Other than Winston Peters and David Seymour, there is no attempt to rein the media in. Prime Minister Luxon still seems to believe they will eventually ‘love’ him…
CRT advocates reject democracy as a relic of the Age of Enlightenment: the late 17th- and 18th-century intellectual movement emphasizing reason, individualism and scepticism. Now it is argued that white people use illusions like democracy and truth to oppress and dominate people of colour.
CRT advocates proclaim, ‘The only remedy to racist discrimination is positive discrimination!’
“The only remedy to past discrimination is present discrimination. The only remedy to present discrimination is future discrimination.”
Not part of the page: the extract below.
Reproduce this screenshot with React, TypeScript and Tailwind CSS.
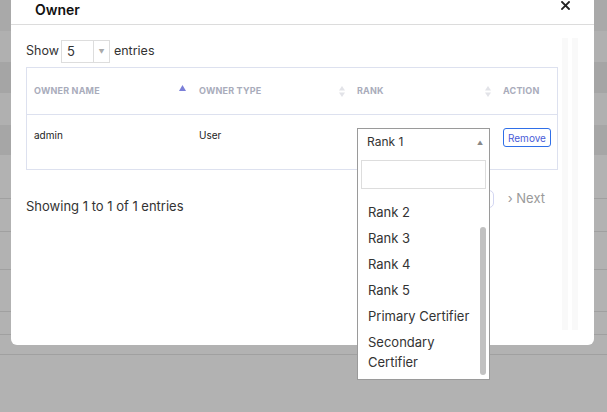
import React from 'react';

const bgRows = [
  { h: 31, c: 'bg-[#a9a9a9]' },
  { h: 31, c: 'bg-[#b0b0b0]' },
  { h: 31, c: 'bg-[#a5a5a5]' },
  { h: 32, c: 'bg-[#b0b0b0]' },
  { h: 30, c: 'bg-[#a6a6a6]' },
  { h: 44, c: 'bg-[#b2b2b2] border-b border-[#a0a0a0]' },
  { h: 33, c: 'bg-[#b2b2b2] border-b border-[#a0a0a0]' },
  { h: 38, c: 'bg-[#b2b2b2] border-b border-[#a0a0a0]' },
  { h: 42, c: 'bg-[#b2b2b2] border-b border-[#a0a0a0]' },
  { h: 23, c: 'bg-[#b2b2b2] border-b border-[#a0a0a0]' },
  { h: 20, c: 'bg-[#b2b2b2] border-b border-[#a0a0a0]' },
];

const options = ['Rank 2', 'Rank 3', 'Rank 4', 'Rank 5', 'Primary Certifier', 'Secondary Certifier'];

function SortBoth() {
  return (
    <svg width="6" height="11" viewBox="0 0 6 11" className="shrink-0">
      <path d="M3 0 L6 4.5 L0 4.5 Z" fill="#e2e3e8" />
      <path d="M3 11 L6 6.5 L0 6.5 Z" fill="#e2e3e8" />
    </svg>
  );
}

function SortAsc() {
  return (
    <svg width="7" height="6" viewBox="0 0 7 6" className="shrink-0 -mt-[6px]">
      <path d="M3.5 0 L7 6 L0 6 Z" fill="#7b7fd8" />
    </svg>
  );
}

function CloseIcon() {
  return (
    <svg width="9" height="9" viewBox="0 0 9 9" className="mt-[1px]" aria-label="Close">
      <path d="M1 1 L8 8 M8 1 L1 8" stroke="#222" strokeWidth="1.8" strokeLinecap="square" />
    </svg>
  );
}

export default function App() {
  return (
    <div className="relative w-[607px] h-[412px] overflow-hidden bg-[#b2b2b2] font-['Inter',sans-serif]">
      {/* page behind overlay */}
      <div className="flex flex-col">
        {bgRows.map((r, i) => (
          <div key={i} className={r.c} style={{ height: r.h }} />
        ))}
      </div>

      {/* modal */}
      <div className="absolute left-[11px] top-0 w-[583px] h-[345px] bg-white rounded-b-[6px] flex flex-col">
        <div className="h-[25px] border-b border-[#dcdcdc] flex items-start justify-between pl-[24px] pr-[24px]">
          <h2 className="text-[14px] leading-[20px] font-semibold text-[#111]">Owner</h2>
          <CloseIcon />
        </div>

        <div className="flex pl-[15px] pr-[16px]">
          <div className="w-[532px] flex flex-col">
            {/* show entries */}
            <div className="flex items-center h-[23px] mt-[15px] text-[12.5px] text-[#333]">
              <span>Show</span>
              <div className="ml-[2px] w-[49px] h-[23px] border border-[#dddddd] flex">
                <span className="w-[31px] pl-[5px] leading-[20px] text-[13px]">5</span>
                <span className="flex-1 border-l border-[#dddddd] flex items-center justify-center text-[6px] text-[#aaa]">▼</span>
              </div>
              <span className="ml-[4px]">entries</span>
            </div>

            {/* table */}
            <div className="mt-[4px] border border-[#dde1ef]">
              <div className="h-[47px] border-b border-[#dde1ef] flex items-center text-[9px] font-bold text-[#a9acbb] tracking-[0.2px]">
                <div className="w-[164px] pl-[7px] pr-[5px] flex items-center justify-between">
                  <span>OWNER NAME</span>
                  <SortAsc />
                </div>
                <div className="w-[158px] pl-[8px] pr-[4px] flex items-center justify-between">
                  <span>OWNER TYPE</span>
                  <SortBoth />
                </div>
                <div className="w-[146px] pl-[8px] pr-[4px] flex items-center justify-between">
                  <span>RANK</span>
                  <SortBoth />
                </div>
                <div className="flex-1 pl-[8px]">ACTION</div>
              </div>
              <div className="h-[54px] flex items-start text-[10px] text-[#222]">
                <div className="w-[164px] pl-[7px] pt-[13px]">admin</div>
                <div className="w-[158px] pl-[8px] pt-[13px]">User</div>
                <div className="w-[146px] pl-[8px] pt-[13px]">
                  <div className="relative w-[133px]">
                    <div className="h-[28px] border border-[#9a9a9a] border-b-0 flex items-center justify-between pl-[9px] pr-[6px] text-[12px] text-[#333] bg-white shadow-[0_3px_3px_-2px_rgba(0,0,0,0.06)]">
                      <span className="-mt-[1px]">Rank 1</span>
                      <span className="text-[6px] text-[#888]">▲</span>
                    </div>
                    <div className="absolute z-10 left-0 top-full w-[133px] h-[224px] bg-white border border-t-0 border-[#9a9a9a] flex flex-col">
                      <div className="mx-[3px] mt-[4px] h-[29px] border border-[#dddddd]" />
                      <div className="relative flex-1 pl-[10px] pr-[14px] pt-[13px] text-[13px] text-[#333]">
                        {options.map(o => (
                          <div key={o} className="leading-[20px] pb-[6px]">{o}</div>
                        ))}
                        <div className="absolute right-[3px] top-[38px] w-[6px] h-[148px] rounded-[3px] bg-[#c1c1c1]" />
                      </div>
                    </div>
                  </div>
                </div>
                <div className="flex-1 pl-[8px] pt-[13px]">
                  <button className="h-[19px] px-[4px] border border-[#2f6fe8] rounded-[3px] text-[10px] leading-[16px] text-[#4a5bd8] bg-white">Remove</button>
                </div>
              </div>
            </div>

            {/* footer */}
            <div className="flex items-start justify-between mt-[19px]">
              <span className="mt-[9px] text-[13px] leading-[16px] text-[#333]">Showing 1 to 1 of 1 entries</span>
              <div className="flex items-center h-[20px] mr-[13px]">
                <div className="w-[20px] h-[18px] rounded-[5px] border border-[#d3d6f2]" />
                <span className="ml-[14px] text-[13px] text-[#9a9a9a]">› Next</span>
              </div>
            </div>
          </div>

          {/* inner scroll track */}
          <div className="ml-[4px] mt-[13px] h-[292px] w-[16px] flex gap-[4px]">
            <div className="w-[6px] h-full bg-[#f9f9f9]" />
            <div className="w-[6px] h-full bg-[#f9f9f9]" />
          </div>
        </div>
      </div>
    </div>
  );
}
How’s that for a warped concept?
And here’s the underpinning CRT advocates fall back on: Because critical theory rejects reason, it cannot be questioned.
How’s that for expediency and cancel culture?
You may well think I’m talking rubbish, but CRT is invidious in its subversion of rights, democracy and free speech.
Take the time to read He Puapua. Then compare it to what I have alleged. There is an incremental and not so hidden transformation taking place.
So, the current issue is: How do we counter CRT? Or a worrying subsequent question could be: Is this at all possible given its roots have been allowed grow so deeply?
We need to confront and reject CRT because it is invasive and corrosive, ruining everything it touches: social justice, environmentalism, feminism, education, culture and Christianity.
Is this government up to the task?
CRT theorists are “trying to pave the road to reconciliation with good intentions and bad ideas!”